Примечание к статье Два критика
Манера А. Р. Кугеля брать художественные явления изолированными, обособленными от всех других сторон общественной жизни, выступает в настоящей статье особенно рельефно. Правда, статья «Два критика» была написана покойным давно, когда он еще и не пытался находить социальную связь явлений, — дефект, от которого Кугель в последние годы своей жизни постепенно начинал освобождаться. Критика, как и все остальное в искусстве, обусловливается общественными условиями жизни. Если Кугель спрашивает: «В угоду нему, каким интересам, какой высшей страсти стал бы Баженов кривить душой в своих критических отзывах? Вся душа его была в театре и больше нигде», то он самой постановкой вопроса изобличает свою идеалистическую наивность. Баженов субъективно мог быть безгранично {130} честным, но он, конечно, вращался в какой-то среде, которая питалась какими-то общественными соками и как-то на него влияла, хотя он сам-то мог этого не знать и не замечать. Уж одно то, что «душа» Баженова была «в театре и больше нигде» свидетельствует о наличии у него весьма ограниченного миросозерцания, причем такого, которое явно чуждалось всего того, что было вне театра. А это не случайно, это бывает тогда, когда у людей порываются социальные связи, когда их не интересует окружающая их действительность т. е. в эпоху общественно-политического упадка. Может ли подобное состояние, формулирующее мироощущение критика, вовсе не влиять на его эстетические оценки? Понятно, не может, оно должно влиять.
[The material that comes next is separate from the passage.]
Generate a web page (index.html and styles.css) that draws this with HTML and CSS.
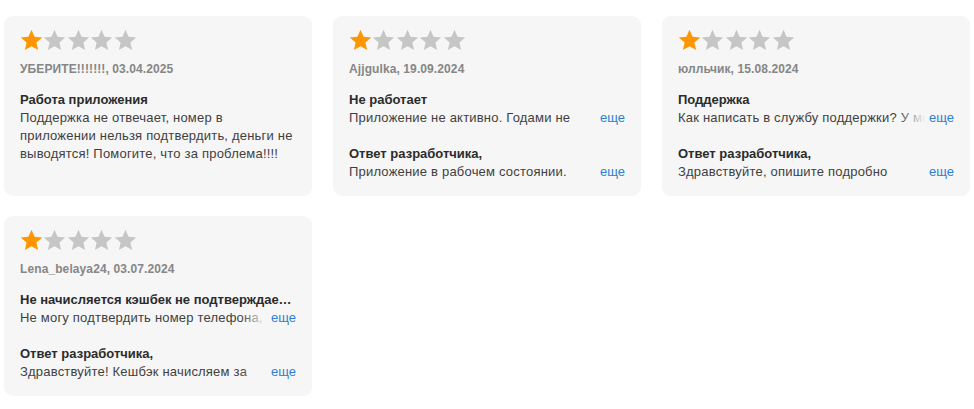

Окружающие могут этого не понимать, но по существу такое положение незыблемо. Кугель, к сожалению, этого обстоятельства не учел.
{131} В. И. Качалов
А. В. Луначарский в одной из своих лекций метко назвал Московский Художественный театр «созданием русской интеллигенции». Разумеется, в общей перспективе можно назвать созданием русской интеллигенции и Московский Малый театр, да и театр русский вообще. Но интеллигенция, в лице Шаховского, Загоскина, Кокошкина, Майкова, Аксакова и пр., выпестовавшая Московский Малый театр, — не та, которой, как духовной среде, обязан своим бытием и развитием Московский Художественный театр.
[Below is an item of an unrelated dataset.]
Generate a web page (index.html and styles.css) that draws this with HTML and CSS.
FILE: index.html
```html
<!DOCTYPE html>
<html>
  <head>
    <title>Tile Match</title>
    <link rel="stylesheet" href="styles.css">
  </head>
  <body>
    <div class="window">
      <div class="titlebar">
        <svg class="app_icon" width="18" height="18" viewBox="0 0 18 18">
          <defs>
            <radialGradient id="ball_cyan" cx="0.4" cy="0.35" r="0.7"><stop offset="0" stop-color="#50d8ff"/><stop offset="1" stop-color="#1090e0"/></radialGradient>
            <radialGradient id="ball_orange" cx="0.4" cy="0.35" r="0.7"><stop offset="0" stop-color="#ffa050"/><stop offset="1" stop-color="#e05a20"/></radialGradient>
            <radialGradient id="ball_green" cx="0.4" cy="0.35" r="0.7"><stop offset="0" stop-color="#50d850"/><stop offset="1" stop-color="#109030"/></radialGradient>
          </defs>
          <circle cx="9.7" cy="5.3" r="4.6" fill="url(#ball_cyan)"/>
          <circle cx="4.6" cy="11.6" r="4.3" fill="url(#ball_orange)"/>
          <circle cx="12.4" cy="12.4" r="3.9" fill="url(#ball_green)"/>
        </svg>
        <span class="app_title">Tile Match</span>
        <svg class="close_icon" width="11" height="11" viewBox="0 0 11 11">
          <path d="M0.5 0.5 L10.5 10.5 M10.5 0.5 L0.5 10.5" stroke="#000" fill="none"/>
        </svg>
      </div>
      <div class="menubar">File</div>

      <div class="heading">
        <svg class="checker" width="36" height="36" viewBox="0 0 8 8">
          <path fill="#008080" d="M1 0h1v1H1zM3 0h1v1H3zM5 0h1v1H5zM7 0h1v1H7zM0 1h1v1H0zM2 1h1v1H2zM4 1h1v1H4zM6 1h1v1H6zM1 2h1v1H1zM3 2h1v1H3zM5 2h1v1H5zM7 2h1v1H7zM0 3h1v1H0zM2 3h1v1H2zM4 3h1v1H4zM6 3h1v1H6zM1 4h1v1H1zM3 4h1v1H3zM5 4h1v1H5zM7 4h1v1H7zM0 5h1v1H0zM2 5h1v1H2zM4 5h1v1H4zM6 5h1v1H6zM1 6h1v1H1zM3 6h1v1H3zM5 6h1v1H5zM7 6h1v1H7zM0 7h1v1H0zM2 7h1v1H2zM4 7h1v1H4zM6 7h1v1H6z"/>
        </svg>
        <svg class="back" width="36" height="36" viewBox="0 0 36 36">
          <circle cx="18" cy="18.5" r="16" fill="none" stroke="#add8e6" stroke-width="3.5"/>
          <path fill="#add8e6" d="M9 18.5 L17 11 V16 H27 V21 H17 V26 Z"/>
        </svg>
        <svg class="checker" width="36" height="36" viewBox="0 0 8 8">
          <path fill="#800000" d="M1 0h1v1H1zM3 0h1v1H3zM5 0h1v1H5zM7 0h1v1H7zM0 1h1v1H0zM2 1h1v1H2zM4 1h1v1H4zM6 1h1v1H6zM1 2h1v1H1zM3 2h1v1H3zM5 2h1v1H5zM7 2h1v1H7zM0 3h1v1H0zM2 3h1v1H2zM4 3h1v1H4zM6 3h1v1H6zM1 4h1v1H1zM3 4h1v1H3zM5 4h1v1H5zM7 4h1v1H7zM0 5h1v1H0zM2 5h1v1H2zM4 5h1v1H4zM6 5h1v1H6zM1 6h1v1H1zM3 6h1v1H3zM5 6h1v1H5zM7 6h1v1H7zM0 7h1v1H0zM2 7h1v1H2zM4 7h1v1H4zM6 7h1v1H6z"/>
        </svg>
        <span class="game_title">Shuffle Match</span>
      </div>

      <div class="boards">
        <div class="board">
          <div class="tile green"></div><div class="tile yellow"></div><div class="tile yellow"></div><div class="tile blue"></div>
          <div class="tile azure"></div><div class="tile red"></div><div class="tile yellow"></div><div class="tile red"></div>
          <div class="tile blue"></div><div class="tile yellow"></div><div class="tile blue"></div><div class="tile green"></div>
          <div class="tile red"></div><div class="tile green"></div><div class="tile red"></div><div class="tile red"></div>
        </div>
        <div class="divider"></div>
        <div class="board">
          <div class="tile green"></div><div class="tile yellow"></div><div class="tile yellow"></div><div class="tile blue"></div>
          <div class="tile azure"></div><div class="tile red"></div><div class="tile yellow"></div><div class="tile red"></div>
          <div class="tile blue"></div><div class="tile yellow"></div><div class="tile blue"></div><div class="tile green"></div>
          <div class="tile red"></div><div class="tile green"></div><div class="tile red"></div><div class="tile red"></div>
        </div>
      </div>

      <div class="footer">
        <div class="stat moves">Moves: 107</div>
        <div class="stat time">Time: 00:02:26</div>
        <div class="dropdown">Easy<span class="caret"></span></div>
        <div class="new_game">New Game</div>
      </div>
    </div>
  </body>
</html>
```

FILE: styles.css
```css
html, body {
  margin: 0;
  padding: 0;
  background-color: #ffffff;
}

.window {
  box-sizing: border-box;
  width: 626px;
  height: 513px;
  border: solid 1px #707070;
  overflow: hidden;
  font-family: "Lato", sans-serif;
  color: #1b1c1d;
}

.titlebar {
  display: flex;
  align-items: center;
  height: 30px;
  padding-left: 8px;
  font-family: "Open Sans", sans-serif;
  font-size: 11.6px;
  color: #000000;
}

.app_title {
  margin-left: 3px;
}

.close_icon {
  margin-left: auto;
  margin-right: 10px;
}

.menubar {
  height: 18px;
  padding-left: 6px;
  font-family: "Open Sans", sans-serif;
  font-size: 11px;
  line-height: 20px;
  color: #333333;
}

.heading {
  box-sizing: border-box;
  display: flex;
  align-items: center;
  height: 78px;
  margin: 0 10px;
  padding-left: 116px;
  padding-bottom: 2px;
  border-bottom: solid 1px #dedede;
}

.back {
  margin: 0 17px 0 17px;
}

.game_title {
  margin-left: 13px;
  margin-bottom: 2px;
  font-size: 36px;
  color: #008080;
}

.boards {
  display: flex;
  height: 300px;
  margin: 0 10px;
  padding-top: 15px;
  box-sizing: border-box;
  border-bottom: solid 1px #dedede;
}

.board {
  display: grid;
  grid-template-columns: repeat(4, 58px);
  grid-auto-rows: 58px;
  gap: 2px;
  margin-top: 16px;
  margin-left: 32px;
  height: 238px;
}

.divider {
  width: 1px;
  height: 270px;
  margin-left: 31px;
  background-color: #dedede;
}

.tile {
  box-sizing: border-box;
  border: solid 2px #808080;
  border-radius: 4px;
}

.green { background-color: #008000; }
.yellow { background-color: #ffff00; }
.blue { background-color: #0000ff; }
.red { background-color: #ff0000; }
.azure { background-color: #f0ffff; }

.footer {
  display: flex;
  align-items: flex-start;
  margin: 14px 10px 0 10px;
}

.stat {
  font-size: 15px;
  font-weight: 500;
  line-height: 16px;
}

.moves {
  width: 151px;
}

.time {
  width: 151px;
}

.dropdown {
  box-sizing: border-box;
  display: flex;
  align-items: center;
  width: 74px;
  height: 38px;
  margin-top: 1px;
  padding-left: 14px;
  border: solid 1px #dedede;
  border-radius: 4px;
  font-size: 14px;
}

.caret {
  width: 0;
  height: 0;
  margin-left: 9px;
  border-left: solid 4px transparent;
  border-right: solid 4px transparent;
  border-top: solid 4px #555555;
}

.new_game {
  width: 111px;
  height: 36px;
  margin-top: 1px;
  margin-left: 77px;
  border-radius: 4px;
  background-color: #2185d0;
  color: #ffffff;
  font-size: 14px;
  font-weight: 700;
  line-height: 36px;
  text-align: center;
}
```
То была «дворянская интеллигенция», и класс дворянский, понятие этого класса поглощало черты интеллигентские. «Да дворяне, — как говорит городничий в “Ревизоре”, отчитывая купца Абдулина, — да дворяне — ах, ты рожа! — наукам учатся». «Их хоть и секут, да за дело, чтоб знали полезное». Одним из признаков дворянства и было то, что они «наукам учатся», и для пользы наук (единственно для этой возвышенной цели) они подвергались {132} телесным наказаниям, в отличие от других сословий, которых секли по всякому поводу.
История русского просвещения весьма ясно доказывает, что дворянство, в качестве феодального класса, отнюдь не совпадало с понятием «интеллигенции», робкие следы которой можно найти еще в начале XVIII века. Так, например, «академическая гимназия», устроенная по мысли Ломоносова при Академии Наук, наполнялась исключительно детьми разночинцев, солдат, придворных служителей, музыкантов и пр. Дворянских детей в гимназию не принимали, весьма определенно подчеркивая разницу между потомком феодала и знающим, «письменным» русским человеком.